実は、人は眠っている間に、コップ1杯分ぐらいの汗をかきます。暑い季節になれば、なおさら汗は出ます。ほかにも、吐く息にも水分は含まれています。睡眠中は、体内の水分が大量に失われるのです。
起きていれば、のどが渇くというサインが現れ、水分の補給ができます。しかし、睡眠中は水分補給ができません。どうしても、体は脱水傾向になってしまいます。
すると、血液はしだいにドロドロになっていきます。血液のおよそ6割の水分がどんどんなくなるので、粘度が高まるのです。
その結果、朝の時間帯は血管が詰まりやすくなります。脳の血管が詰まれば脳卒中、心臓ならば心筋梗塞を起こすのです。
これを防ぐためには、夜寝る前に水分をじゅうぶんに補給しておくことがたいせつです。あらかじめ体内の水分量をしっかりと満たしておけば、睡眠中に血液がドロドロになるのを抑えられます(下のグラフ参照)。宝水は、睡眠中に血液がドロドロになるのを防止するのに役立つのです。
宝水の効果は、それだけではありません。寝つきをよくする効果も期待できます。
緊張したりストレスがたまったりしているときは、脳に血液が集まって興奮状態になります。このようなときは、ぬるめの水をゆっくりと飲みましょう。血液が胃腸に移動するので、脳の興奮が静まります。
注意するのは、必ず「水」で水分補給すること。
コーヒーや緑茶、またはビールなどのアルコール類は、利尿作用(尿の出をよくする働き)があり、尿で水分が排出されてしまいます。これでは逆効果です。コーヒーや緑茶にはカフェインも含まれているので、寝つきが悪くなってしまいます。
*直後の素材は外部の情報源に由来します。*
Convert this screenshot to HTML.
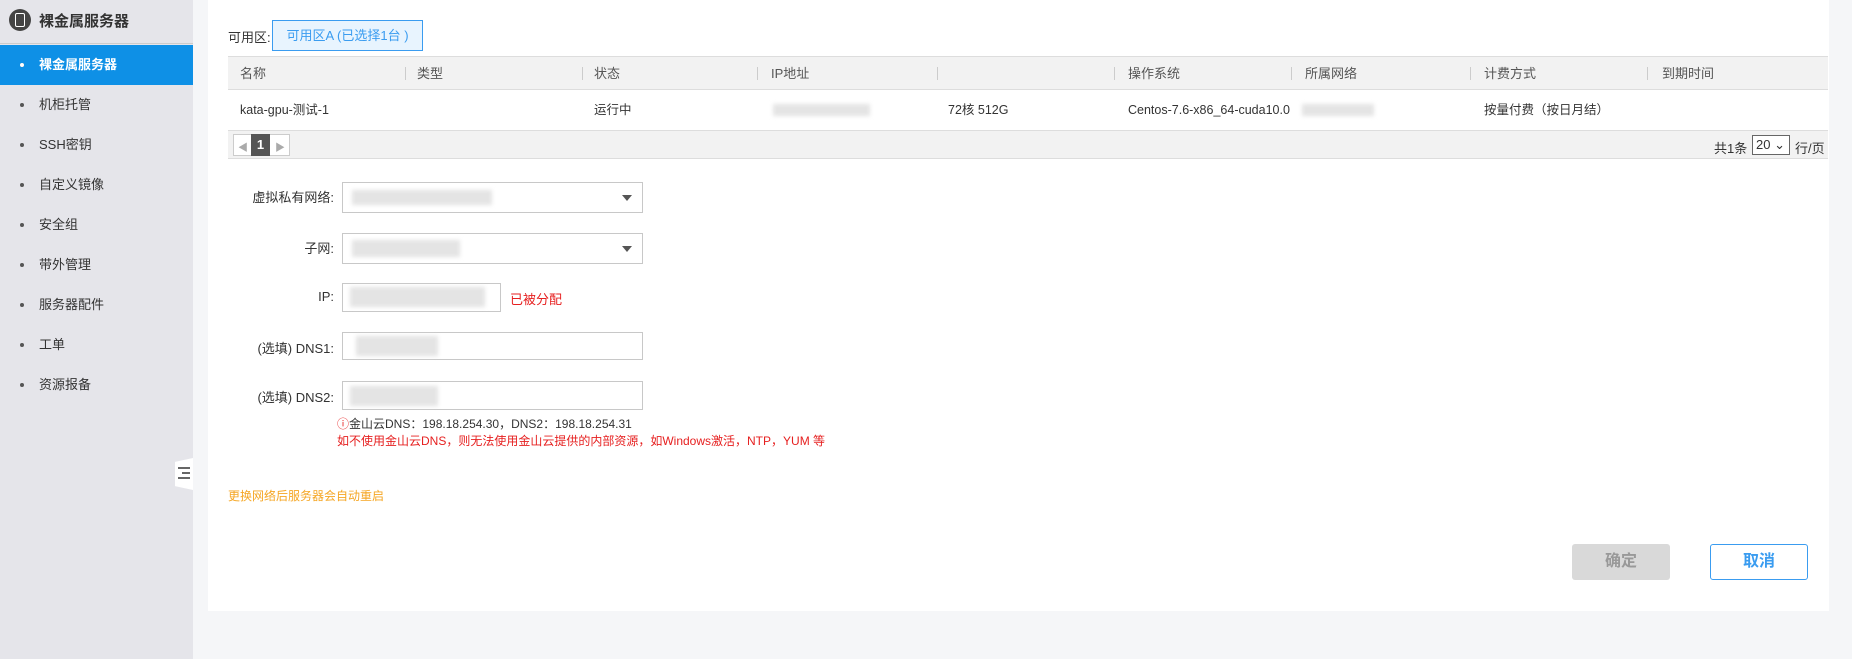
<!DOCTYPE html>
<html><head><meta charset="utf-8"><style>
*{margin:0;padding:0;box-sizing:border-box}
body{width:1852px;height:659px;background:#f5f6f8;font-family:"Liberation Sans","Noto Sans CJK SC",sans-serif;font-size:13px;color:#333;position:relative;overflow:hidden}
.a{position:absolute;white-space:nowrap}
#side{position:absolute;left:0;top:0;width:193px;height:659px;background:#e5e5ea}
.item{position:absolute;left:0;width:193px;height:40px;line-height:40px;padding-left:39px;font-size:13px;color:#333}
.item:before{content:"";position:absolute;left:20px;top:18px;width:4px;height:4px;border-radius:50%;background:#555}
#main{position:absolute;left:208px;top:0;width:1621px;height:611px;background:#fff}
.th{position:absolute;top:57px;height:33px;line-height:33px;color:#555}
.sep{position:absolute;top:67px;width:1px;height:13px;background:#ccc}
.td{position:absolute;top:90px;height:40px;line-height:40px;color:#333;font-size:12.5px}
.blur{position:absolute;background:#e4e4e4;filter:blur(2px)}
.inp{position:absolute;border:1px solid #c8c8c8;background:#fff}
.lbl{position:absolute;width:200px;left:134px;text-align:right;color:#333}
.tri{position:absolute;right:10px;top:12px;width:0;height:0;border-left:5px solid transparent;border-right:5px solid transparent;border-top:6px solid #555}
</style></head><body>
<div id="side">
 <div class="a" style="left:9px;top:9px;width:22px;height:22px;border-radius:50%;background:#444"></div>
 <div class="a" style="left:15px;top:13px;width:10px;height:14px;border:1.5px solid #fff;border-radius:2px"></div>
 <div class="a" style="left:39px;top:10px;font-size:15px;font-weight:bold;color:#333">裸金属服务器</div>
 <div class="a" style="left:0;top:43px;width:193px;height:1px;background:#ccc"></div>
 <div class="item" style="top:45px;background:#0e90e6;color:#fff;font-weight:bold">裸金属服务器</div>
 <div class="a" style="left:20px;top:63px;width:4px;height:4px;border-radius:50%;background:#fff"></div>
 <div class="item" style="top:85px">机柜托管</div>
 <div class="item" style="top:125px">SSH密钥</div>
 <div class="item" style="top:165px">自定义镜像</div>
 <div class="item" style="top:205px">安全组</div>
 <div class="item" style="top:245px">带外管理</div>
 <div class="item" style="top:285px">服务器配件</div>
 <div class="item" style="top:325px">工单</div>
 <div class="item" style="top:365px">资源报备</div>
 <div class="a" style="left:175px;top:458px;width:18px;height:32px;background:#fff;clip-path:polygon(0 12%,100% 0,100% 100%,0 88%)"></div>
 <div class="a" style="left:178px;top:467px;width:12px;height:2px;background:#666"></div>
 <div class="a" style="left:182px;top:472px;width:8px;height:2px;background:#666"></div>
 <div class="a" style="left:178px;top:477px;width:12px;height:2px;background:#666"></div>
</div>
<div id="main"></div>
<div class="a" style="left:228px;top:27px;color:#333">可用区:</div>
<div class="a" style="left:272px;top:20px;width:151px;height:31px;border:1px solid #3a9cf0;background:#e8f4fe;color:#3a9cf0;line-height:29px;text-align:center">可用区A (已选择1台 )</div>
<div class="a" style="left:228px;top:56px;width:1600px;height:34px;background:#f2f2f2;border-top:1px solid #ddd;border-bottom:1px solid #ddd"></div>
<div class="a" style="left:228px;top:130px;width:1600px;height:29px;background:#f2f2f2;border-top:1px solid #ddd;border-bottom:1px solid #ddd"></div>
<div class="th" style="left:240px">名称</div>
<div class="sep" style="left:405px"></div><div class="th" style="left:417px">类型</div>
<div class="sep" style="left:582px"></div><div class="th" style="left:594px">状态</div>
<div class="sep" style="left:757px"></div><div class="th" style="left:771px">IP地址</div>
<div class="sep" style="left:937px"></div>
<div class="sep" style="left:1114px"></div><div class="th" style="left:1128px">操作系统</div>
<div class="sep" style="left:1291px"></div><div class="th" style="left:1305px">所属网络</div>
<div class="sep" style="left:1470px"></div><div class="th" style="left:1484px">计费方式</div>
<div class="sep" style="left:1647px"></div><div class="th" style="left:1662px">到期时间</div>
<div class="td" style="left:240px">kata-gpu-测试-1</div>
<div class="td" style="left:594px">运行中</div>
<div class="blur" style="left:773px;top:104px;width:97px;height:12px"></div>
<div class="td" style="left:948px">72核 512G</div>
<div class="td" style="left:1128px">Centos-7.6-x86_64-cuda10.0</div>
<div class="blur" style="left:1302px;top:104px;width:72px;height:12px"></div>
<div class="td" style="left:1484px">按量付费（按日月结）</div>
<div class="a" style="left:233px;top:134px;width:57px;height:22px;border:1px solid #ccc;background:#fff"></div>
<div class="a" style="left:251px;top:134px;width:19px;height:22px;background:#555;color:#fff;font-weight:bold;text-align:center;line-height:22px">1</div>
<div class="a" style="left:238px;top:139px;color:#aaa;font-size:10px">◀</div>
<div class="a" style="left:275px;top:139px;color:#aaa;font-size:10px">▶</div>
<div class="a" style="left:1714px;top:138px">共1条</div>
<div class="a" style="left:1752px;top:135px;width:38px;height:20px;border:1px solid #666;background:#fff;line-height:18px;padding-left:3px">20 ⌄</div>
<div class="a" style="left:1795px;top:138px">行/页</div>

<div class="lbl" style="top:187px">虚拟私有网络:</div>
<div class="inp" style="left:342px;top:182px;width:301px;height:31px"><div class="tri"></div></div>
<div class="blur" style="left:352px;top:190px;width:140px;height:15px"></div>
<div class="lbl" style="top:238px">子网:</div>
<div class="inp" style="left:342px;top:233px;width:301px;height:31px"><div class="tri"></div></div>
<div class="blur" style="left:352px;top:240px;width:108px;height:17px"></div>
<div class="lbl" style="top:289px">IP:</div>
<div class="inp" style="left:342px;top:283px;width:159px;height:29px"></div>
<div class="blur" style="left:350px;top:287px;width:135px;height:20px"></div>
<div class="a" style="left:510px;top:289px;color:#e62020">已被分配</div>
<div class="lbl" style="top:338px">(选填) DNS1:</div>
<div class="inp" style="left:342px;top:332px;width:301px;height:28px"></div>
<div class="blur" style="left:356px;top:336px;width:82px;height:20px"></div>
<div class="lbl" style="top:387px">(选填) DNS2:</div>
<div class="inp" style="left:342px;top:381px;width:301px;height:29px"></div>
<div class="blur" style="left:350px;top:386px;width:88px;height:20px"></div>
<div class="a" style="left:337px;top:415px;font-size:12px"><span style="color:#e62020">ⓘ</span>金山云DNS：198.18.254.30，DNS2：198.18.254.31</div>
<div class="a" style="left:337px;top:432px;font-size:12px;color:#e62020">如不使用金山云DNS，则无法使用金山云提供的内部资源，如Windows激活，NTP，YUM 等</div>
<div class="a" style="left:228px;top:487px;font-size:12px;color:#f5a623">更换网络后服务器会自动重启</div>
<div class="a" style="left:1572px;top:544px;width:98px;height:36px;border-radius:3px;background:#d9d9d9;color:#999;font-size:16px;font-weight:bold;text-align:center;line-height:36px">确定</div>
<div class="a" style="left:1710px;top:544px;width:98px;height:36px;border-radius:3px;border:1px solid #3a9cf0;background:#fff;color:#3a9cf0;font-size:16px;font-weight:bold;text-align:center;line-height:34px">取消</div>
</body></html>
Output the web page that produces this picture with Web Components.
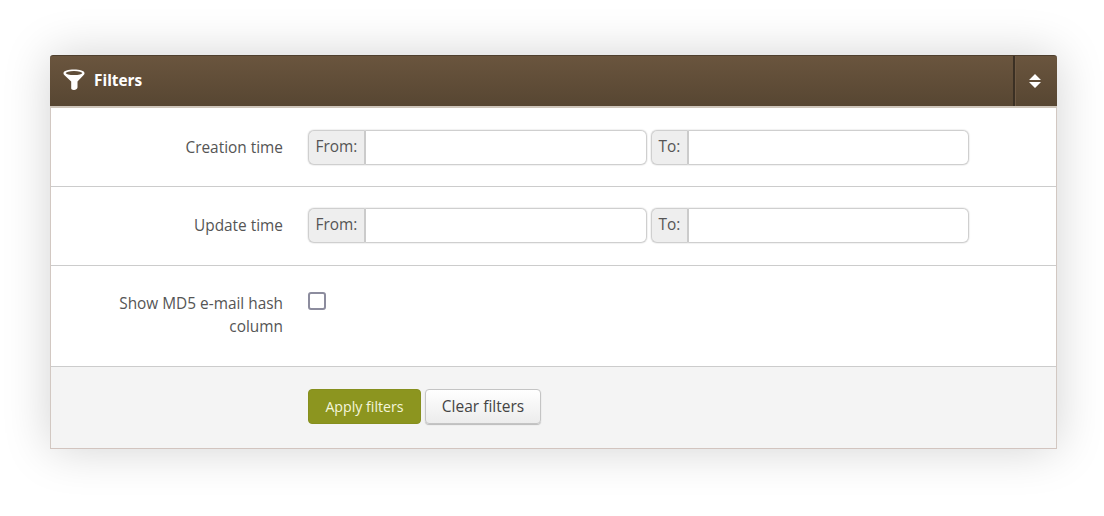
<!DOCTYPE html>
<html><head><meta charset="utf-8">
<style>
html,body{margin:0;background:#fff}
body{width:1104px;height:516px;overflow:hidden;font-family:"Open Sans",sans-serif;font-size:15.4px;color:#555}
</style></head><body>
<filter-panel></filter-panel>
<script>
const def=(name,html)=>customElements.define(name,class extends HTMLElement{
  connectedCallback(){ if(this.shadowRoot)return; const r=this.attachShadow({mode:'open'}); r.innerHTML=typeof html==='function'?html(this):html; }
});
def('date-field',el=>`<style>
:host{display:flex;height:35px;box-sizing:border-box;border-radius:6px;box-shadow:0 0 1.5px #bdbdbd}
.a{display:flex;align-items:center;justify-content:center;box-sizing:border-box;width:${el.getAttribute('addon')}px;padding-bottom:2px;background:#eee;border:1px solid #cfcfcf;border-right:0;border-radius:6px 0 0 6px;color:#555;font-size:15.4px;white-space:nowrap}
.i{flex:1;box-sizing:border-box;background:#fff;border:1px solid #cfcfcf;border-left:2px solid #cbcbcb;border-radius:0 6px 6px 0}
</style><span class="a">${el.getAttribute('label')}</span><div class="i"></div>`);
def('filter-row',`<style>
:host{display:grid;grid-template-columns:232px 1fr;column-gap:25px;box-sizing:border-box;border-bottom:1px solid #ccc;background:#fff}
.l{text-align:right;color:#555;line-height:23px;font-size:15.4px}
.c{display:flex;gap:4px}
:host([kind=date]) .l{padding-top:6px}
</style><div class="l"><slot name="label"></slot></div><div class="c"><slot></slot></div>`);
def('fp-button',`<style>
:host{display:inline-flex}
div{height:35px;box-sizing:border-box;display:flex;align-items:center;justify-content:center;border-radius:4px;padding-bottom:1px}
:host([primary]) div{width:113px;background:#8c951f;border:1px solid #868f1e;color:#f4f6dc;font-size:14.2px}
:host(:not([primary])) div{width:116px;background:linear-gradient(#fff,#ececec);border:1px solid #c4c4c4;color:#444;box-shadow:0 1px 1px #bbb;font-size:15.5px}
</style><div><slot></slot></div>`);
def('filter-panel',`<style>
:host{display:block;position:absolute;left:50px;top:55px;width:1007px;box-sizing:border-box;box-shadow:0 0 48px rgba(0,0,0,.18);border-radius:3px 3px 0 0}
header{height:53px;box-sizing:border-box;display:flex;align-items:stretch;background:linear-gradient(#6a553e,#574632);border-top:1px solid #4e3f2e;border-bottom:2px solid #cfc6bb;border-radius:3px 3px 0 0;color:#fff}
.t{flex:1;display:flex;align-items:center;gap:9px;padding:0 0 2px 13px;font-weight:700;font-size:15.4px;border-right:2px solid #3b3024}
.t svg{display:block}
.s{width:42px;box-sizing:border-box;border-left:1px solid #6f5a44;display:flex;align-items:center;justify-content:center;padding-right:3px}
main{border:1px solid #d2c8c2;border-top:0;border-bottom-color:#d2c4bf}
footer{height:81px;box-sizing:border-box;background:#f4f4f4;padding:22px 0 0 257px;display:flex;gap:4px;align-items:flex-start}
.cb{width:18px;height:18px;box-sizing:border-box;border:2px solid #8c8c9e;border-radius:3px;background:#fff}
</style>
<header><div class="t"><svg width="22" height="22" viewBox="0 0 22 22"><path fill="#fff" d="M.5 4.2C.5 1.9 5.2.6 11 .6s10.500 1.300 10.500 3.600c0 1-.6 1.700-1.300 2.400L14.500 12.500v5.800c0 .7-.3 1.200-.9 1.600-.8.600-1.900 1.100-3 1.100-1.400 0-2.400-.6-2.400-1.700v-6.800L1.800 6.600C1.100 5.900.5 5.200.5 4.200Z"/><ellipse cx="11" cy="4.100" rx="8.300" ry="2" fill="#5f4d39"/></svg><span>Filters</span></div>
<div class="s"><svg width="12" height="14" viewBox="0 0 12 14"><path fill="#fff" d="M6 0 12 6H0ZM0 8h12l-6 6Z"/></svg></div></header>
<main>
<filter-row kind="date" style="height:79px;padding-top:22px"><span slot="label">Creation time</span><date-field label="From:" addon="56" style="width:339px"></date-field><date-field label="To:" addon="36" style="width:318px"></date-field></filter-row>
<filter-row kind="date" style="height:79px;padding-top:21px"><span slot="label">Update time</span><date-field label="From:" addon="56" style="width:339px"></date-field><date-field label="To:" addon="36" style="width:318px"></date-field></filter-row>
<filter-row style="height:101px;padding-top:26px"><span slot="label">Show MD5 e-mail hash<br>column</span><div class="cb"></div></filter-row>
<footer><fp-button primary>Apply filters</fp-button><fp-button>Clear filters</fp-button></footer>
</main>`);
</script>
</body></html>
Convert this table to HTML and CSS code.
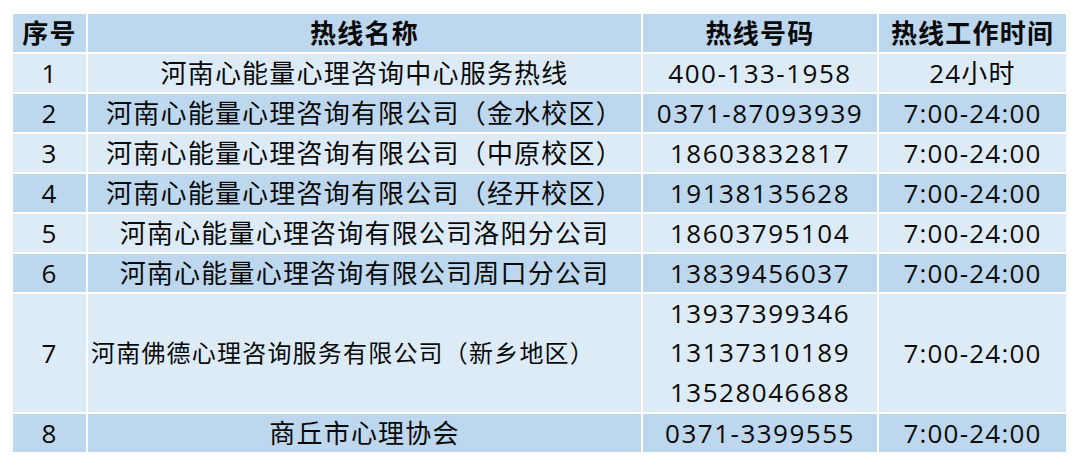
FILE: index.html
```html
<!DOCTYPE html>
<html lang="zh-CN">
<head>
<meta charset="utf-8">
<title>心理援助热线</title>
<link rel="stylesheet" href="styles.css">
</head>
<body>
<table class="hotlines">
  <colgroup>
    <col class="c-no">
    <col class="c-name">
    <col class="c-phone">
    <col class="c-time">
  </colgroup>
  <thead>
    <tr class="dark">
      <th>序号</th>
      <th>热线名称</th>
      <th>热线号码</th>
      <th>热线工作时间</th>
    </tr>
  </thead>
  <tbody>
    <tr class="light">
      <td>1</td>
      <td>河南心能量心理咨询中心服务热线</td>
      <td class="phone">400-133-1958</td>
      <td>24小时</td>
    </tr>
    <tr class="dark">
      <td>2</td>
      <td>河南心能量心理咨询有限公司（金水校区）</td>
      <td class="phone">0371-87093939</td>
      <td>7:00-24:00</td>
    </tr>
    <tr class="light">
      <td>3</td>
      <td>河南心能量心理咨询有限公司（中原校区）</td>
      <td class="phone">18603832817</td>
      <td>7:00-24:00</td>
    </tr>
    <tr class="dark">
      <td>4</td>
      <td>河南心能量心理咨询有限公司（经开校区）</td>
      <td class="phone">19138135628</td>
      <td>7:00-24:00</td>
    </tr>
    <tr class="light">
      <td>5</td>
      <td>河南心能量心理咨询有限公司洛阳分公司</td>
      <td class="phone">18603795104</td>
      <td>7:00-24:00</td>
    </tr>
    <tr class="dark">
      <td>6</td>
      <td>河南心能量心理咨询有限公司周口分公司</td>
      <td class="phone">13839456037</td>
      <td>7:00-24:00</td>
    </tr>
    <tr class="light tall">
      <td>7</td>
      <td class="name-small">河南佛德心理咨询服务有限公司（新乡地区）</td>
      <td class="phone multi">13937399346<br>13137310189<br>13528046688</td>
      <td>7:00-24:00</td>
    </tr>
    <tr class="dark">
      <td>8</td>
      <td>商丘市心理协会</td>
      <td class="phone">0371-3399555</td>
      <td>7:00-24:00</td>
    </tr>
  </tbody>
</table>
</body>
</html>
```
FILE: styles.css
```css
html, body {
  margin: 0;
  padding: 0;
  background: #ffffff;
}

body {
  padding: 12px 0 0 11px;
  font-family: "Open Sans", "Noto Sans CJK SC", sans-serif;
  color: #0a0a0a;
}

.hotlines {
  table-layout: fixed;
  border-collapse: separate;
  border-spacing: 2px;
  width: 1057px;
}

.c-no { width: 73px; }
.c-name { width: 553px; }
.c-phone { width: 234px; }
.c-time { width: 187px; }

.hotlines th,
.hotlines td {
  height: 38px;
  padding: 0;
  text-align: center;
  vertical-align: middle;
  font-size: 26px;
  letter-spacing: 1.2px;
  line-height: 38px;
  white-space: nowrap;
  overflow: hidden;
}

.hotlines th {
  font-weight: 700;
}

.hotlines td {
  font-weight: 400;
}

.hotlines td.phone {
  letter-spacing: 1.5px;
}

.dark th,
.dark td {
  background: #bdd7ee;
}

.light td {
  background: #ddebf7;
}

.tall td {
  height: 118px;
}

.hotlines td.multi {
  line-height: 39.3px;
}

.hotlines td.name-small {
  font-size: 24px;
  text-align: left;
  padding-left: 3px;
}
```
宝水として飲むのは、水であることがポイントです。
飲む水の種類は、水道水でもかまいませんが、私はミネラルウォーターをお勧めします。
特にアルカリ性の軟水は、睡眠中でも新陳代謝を促し、体内環境を整えてくれます
◇ 寝る前の水は何時間前に飲んだらいい?
深部体温を下げるには、就寝90分前に入浴するのが理想なので、その前後で水を飲むことをおすすめします。
就寝90分前に入浴する場合、入浴前後でそれぞれ1杯、就寝前に1杯という流れになります。結果的には、1時間半で3杯を飲むという計算です。
夜間のトイレが心配な場合、寝る1時間前までには水分補給を済ませましょう。
◇ 寝る前の水は飲みすぎても大丈夫?
短時間に大量の水を摂取した場合、尿の処理能力低下によって希釈性低ナトリウム血症という状態になります。医療従事者などはこれを水中毒と呼んでいます。軽症の水中毒で起こる症状には、以下のようなものがあります。
・頭痛
・めまい
・頻尿
・疲労感
・下痢
・浮腫 など
飲みすぎの基準は、体格や環境によって個人差があります。ただ一般的には、1時間ほどの短時間で、1リットル近くの水をがぶ飲みするのはNGと考えられています。
水分補給の鉄則は「こまめに飲むこと」です。
深く質のいい眠りにつくには、深部体温を下げることが大切です。就寝中の発汗は深部体温を下げる働きがあるので、睡眠前には汗の材料である水分を摂取することをおすすめします。
水分が足りないと脱水症状にもなりやすいので、健康を守るためにも、寝る前の水分補給は欠かせません。就寝前後にコップ1杯(150ml~250ml)の水を飲む習慣をつけましょう。